French Kitchen — Breakfast Buffet

Included with Globalist status. Choice of eating in the lounge (lighter, faster) or downstairs in the French Kitchen (full spread, more space).

Recommendation: Go downstairs if time allows — larger spread and the space accommodates crowds without feeling packed.

Highlights:

  • Grilled salmon — excellently cooked; standout item
  • Hash browns — notably good; eaten repeatedly
  • Fresh egg station with made-to-order options
  • Carrot juice — clean flavor without the earthiness of most carrot juices; a genuine surprise
  • Green juice — apple and celery base; healthy but less preferred
  • Croissant — exterior slightly harder than ideal, but interior properly buttery and gooey with good layering and tear structure
  • Egg tart — crispy and flaky outside, sweet custard interior
  • Smoked salmon, akira (ikura/salmon roe), karaage (skippable)
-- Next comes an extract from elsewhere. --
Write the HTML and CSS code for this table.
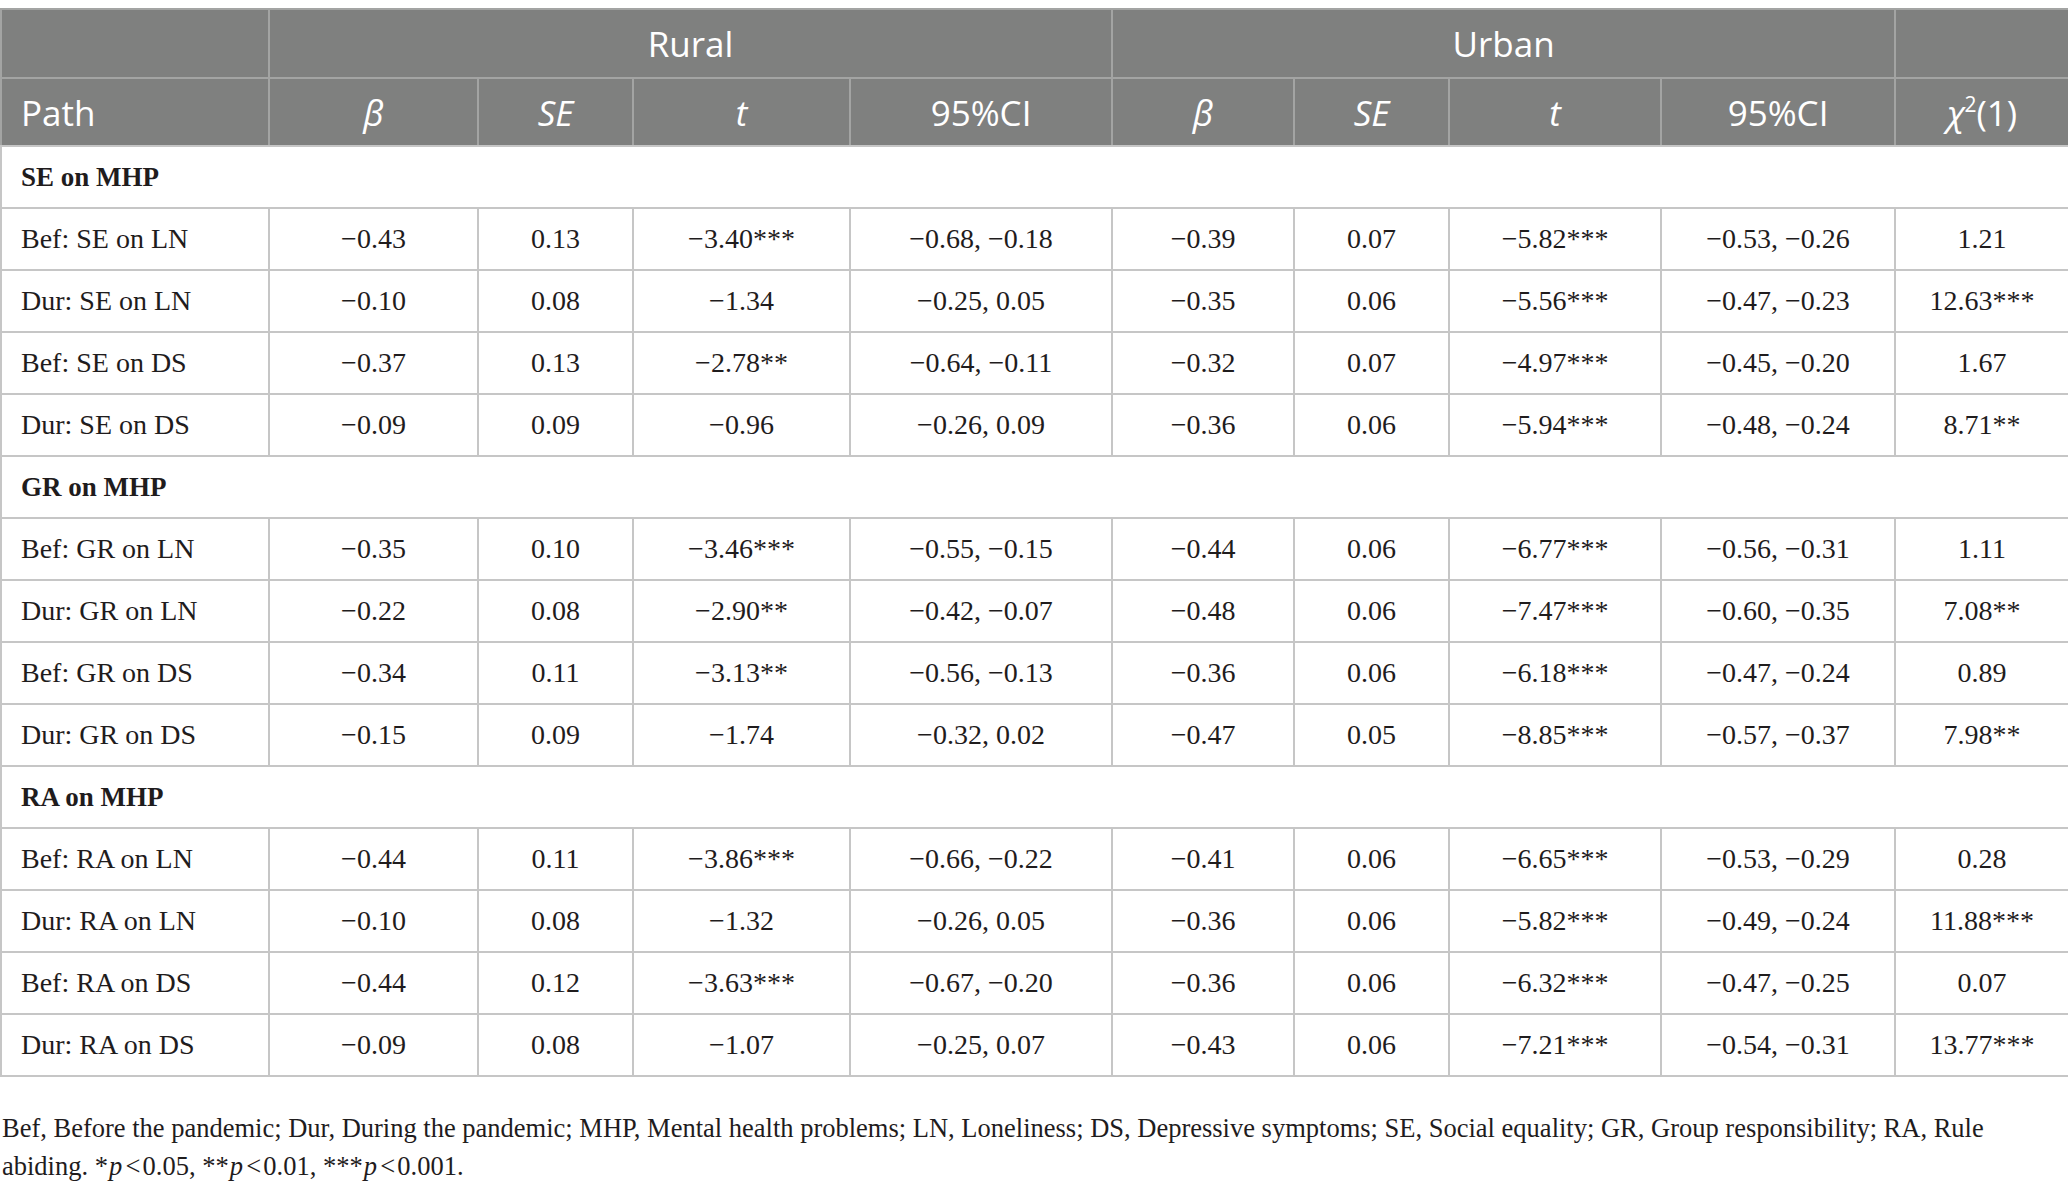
FILE: index.html
```html
<!DOCTYPE html>
<html lang="en">
<head>
<meta charset="utf-8">
<title>Table</title>
<link rel="stylesheet" href="styles.css">
</head>
<body>
<table class="data">
  <colgroup>
    <col class="c-path">
    <col class="c-b1">
    <col class="c-se1">
    <col class="c-t1">
    <col class="c-ci1">
    <col class="c-b2">
    <col class="c-se2">
    <col class="c-t2">
    <col class="c-ci2">
    <col class="c-chi">
  </colgroup>
  <thead>
    <tr class="h1">
      <th></th>
      <th colspan="4">Rural</th>
      <th colspan="4">Urban</th>
      <th></th>
    </tr>
    <tr class="h2">
      <th class="left">Path</th>
      <th><i>β</i></th>
      <th><i>SE</i></th>
      <th><i>t</i></th>
      <th>95%CI</th>
      <th><i>β</i></th>
      <th><i>SE</i></th>
      <th><i>t</i></th>
      <th>95%CI</th>
      <th><i>χ</i><sup>2</sup>(1)</th>
    </tr>
  </thead>
  <tbody>
    <tr class="group"><td colspan="10">SE on MHP</td></tr>
    <tr><td>Bef: SE on LN</td><td>−0.43</td><td>0.13</td><td>−3.40***</td><td>−0.68, −0.18</td><td>−0.39</td><td>0.07</td><td>−5.82***</td><td>−0.53, −0.26</td><td>1.21</td></tr>
    <tr><td>Dur: SE on LN</td><td>−0.10</td><td>0.08</td><td>−1.34</td><td>−0.25, 0.05</td><td>−0.35</td><td>0.06</td><td>−5.56***</td><td>−0.47, −0.23</td><td>12.63***</td></tr>
    <tr><td>Bef: SE on DS</td><td>−0.37</td><td>0.13</td><td>−2.78**</td><td>−0.64, −0.11</td><td>−0.32</td><td>0.07</td><td>−4.97***</td><td>−0.45, −0.20</td><td>1.67</td></tr>
    <tr><td>Dur: SE on DS</td><td>−0.09</td><td>0.09</td><td>−0.96</td><td>−0.26, 0.09</td><td>−0.36</td><td>0.06</td><td>−5.94***</td><td>−0.48, −0.24</td><td>8.71**</td></tr>
    <tr class="group"><td colspan="10">GR on MHP</td></tr>
    <tr><td>Bef: GR on LN</td><td>−0.35</td><td>0.10</td><td>−3.46***</td><td>−0.55, −0.15</td><td>−0.44</td><td>0.06</td><td>−6.77***</td><td>−0.56, −0.31</td><td>1.11</td></tr>
    <tr><td>Dur: GR on LN</td><td>−0.22</td><td>0.08</td><td>−2.90**</td><td>−0.42, −0.07</td><td>−0.48</td><td>0.06</td><td>−7.47***</td><td>−0.60, −0.35</td><td>7.08**</td></tr>
    <tr><td>Bef: GR on DS</td><td>−0.34</td><td>0.11</td><td>−3.13**</td><td>−0.56, −0.13</td><td>−0.36</td><td>0.06</td><td>−6.18***</td><td>−0.47, −0.24</td><td>0.89</td></tr>
    <tr><td>Dur: GR on DS</td><td>−0.15</td><td>0.09</td><td>−1.74</td><td>−0.32, 0.02</td><td>−0.47</td><td>0.05</td><td>−8.85***</td><td>−0.57, −0.37</td><td>7.98**</td></tr>
    <tr class="group"><td colspan="10">RA on MHP</td></tr>
    <tr><td>Bef: RA on LN</td><td>−0.44</td><td>0.11</td><td>−3.86***</td><td>−0.66, −0.22</td><td>−0.41</td><td>0.06</td><td>−6.65***</td><td>−0.53, −0.29</td><td>0.28</td></tr>
    <tr><td>Dur: RA on LN</td><td>−0.10</td><td>0.08</td><td>−1.32</td><td>−0.26, 0.05</td><td>−0.36</td><td>0.06</td><td>−5.82***</td><td>−0.49, −0.24</td><td>11.88***</td></tr>
    <tr><td>Bef: RA on DS</td><td>−0.44</td><td>0.12</td><td>−3.63***</td><td>−0.67, −0.20</td><td>−0.36</td><td>0.06</td><td>−6.32***</td><td>−0.47, −0.25</td><td>0.07</td></tr>
    <tr><td>Dur: RA on DS</td><td>−0.09</td><td>0.08</td><td>−1.07</td><td>−0.25, 0.07</td><td>−0.43</td><td>0.06</td><td>−7.21***</td><td>−0.54, −0.31</td><td>13.77***</td></tr>
  </tbody>
</table>
<p class="note">Bef, Before the pandemic; Dur, During the pandemic; MHP, Mental health problems; LN, Loneliness; DS, Depressive symptoms; SE, Social equality; GR, Group responsibility; RA, Rule abiding. *<i>p</i>&#8202;&lt;&#8202;0.05, **<i>p</i>&#8202;&lt;&#8202;0.01, ***<i>p</i>&#8202;&lt;&#8202;0.001.</p>
</body>
</html>
```

FILE: styles.css
```css
html, body {
  margin: 0;
  padding: 0;
  background: #ffffff;
}

body {
  padding-top: 8px;
  font-family: "Liberation Serif", "Times New Roman", serif;
  color: #1f1c1d;
}

.data {
  width: 2068px;
  table-layout: fixed;
  border-collapse: collapse;
  border: 2px solid #c6c6c6;
}

.c-path { width: 268px; }
.c-b1 { width: 209px; }
.c-se1 { width: 155px; }
.c-t1 { width: 217px; }
.c-ci1 { width: 262px; }
.c-b2 { width: 182px; }
.c-se2 { width: 155px; }
.c-t2 { width: 212px; }
.c-ci2 { width: 234px; }
.c-chi { width: 174px; }

.data th {
  background: #7f807f;
  color: #ffffff;
  font-family: "Open Sans", "Noto Sans", sans-serif;
  font-weight: 400;
  font-size: 35px;
  line-height: 1;
  text-align: center;
  vertical-align: middle;
  padding: 0 19px;
  border: 2px solid #a3a4a3;
}

.data th.left {
  text-align: left;
}

.data th sup {
  font-size: 0.6em;
  vertical-align: 0.65em;
  line-height: 0;
}

.data tr.h1 { height: 69px; }
.data tr.h2 { height: 68px; }

.data thead tr.h2 th {
  border-bottom: 2px solid #c6c6c6;
}

.data td {
  font-size: 28px;
  line-height: 1;
  text-align: center;
  vertical-align: middle;
  padding: 0 8px;
  border: 2px solid #c6c6c6;
  white-space: nowrap;
}

.data td:first-child {
  text-align: left;
  padding-left: 19px;
}

.data tbody tr { height: 62px; }

.data tr.group td {
  font-weight: 700;
  text-align: left;
  padding-left: 19px;
  font-size: 27px;
}

.note {
  width: 2010px;
  margin: 32px 0 0 0;
  padding: 0 2px;
  font-size: 26.5px;
  line-height: 38px;
}

.note i {
  padding: 0 1px;
}
```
Lounge breakfast covers the highlights in a faster, smaller format — appropriate for time-pressed mornings.


Staff & Service

Consistently warm, friendly, and proactive. Turndown service includes offering additional Nespresso pod flavors. Soft product rated A-tier overall — one of the hotel's clearest strengths.


Overall Assessment

Category Rating Notes
Soft product / service A-tier Friendly, attentive, consistent
Hard product B-tier Functional but showing age throughout
Location Strong Roppongi Hills — convenient, upscale
Pool Excellent Beautiful design; frustratingly closed this stay
Gym Adequate Well-equipped but cramped
Lounge Good Food quality solid; space less impressive than modern competitors
Rooms Varies Standard feels dated; junior suite or suite category recommended if available
Value Seasonal Off-season with points or credits: good. Peak season cash rate: tough to justify

Bottom line: Worth staying at the right price with the right perks stacked. Not a destination property in its own right — but a strong, reliable base for exploring Tokyo with excellent service and a genuinely special pool.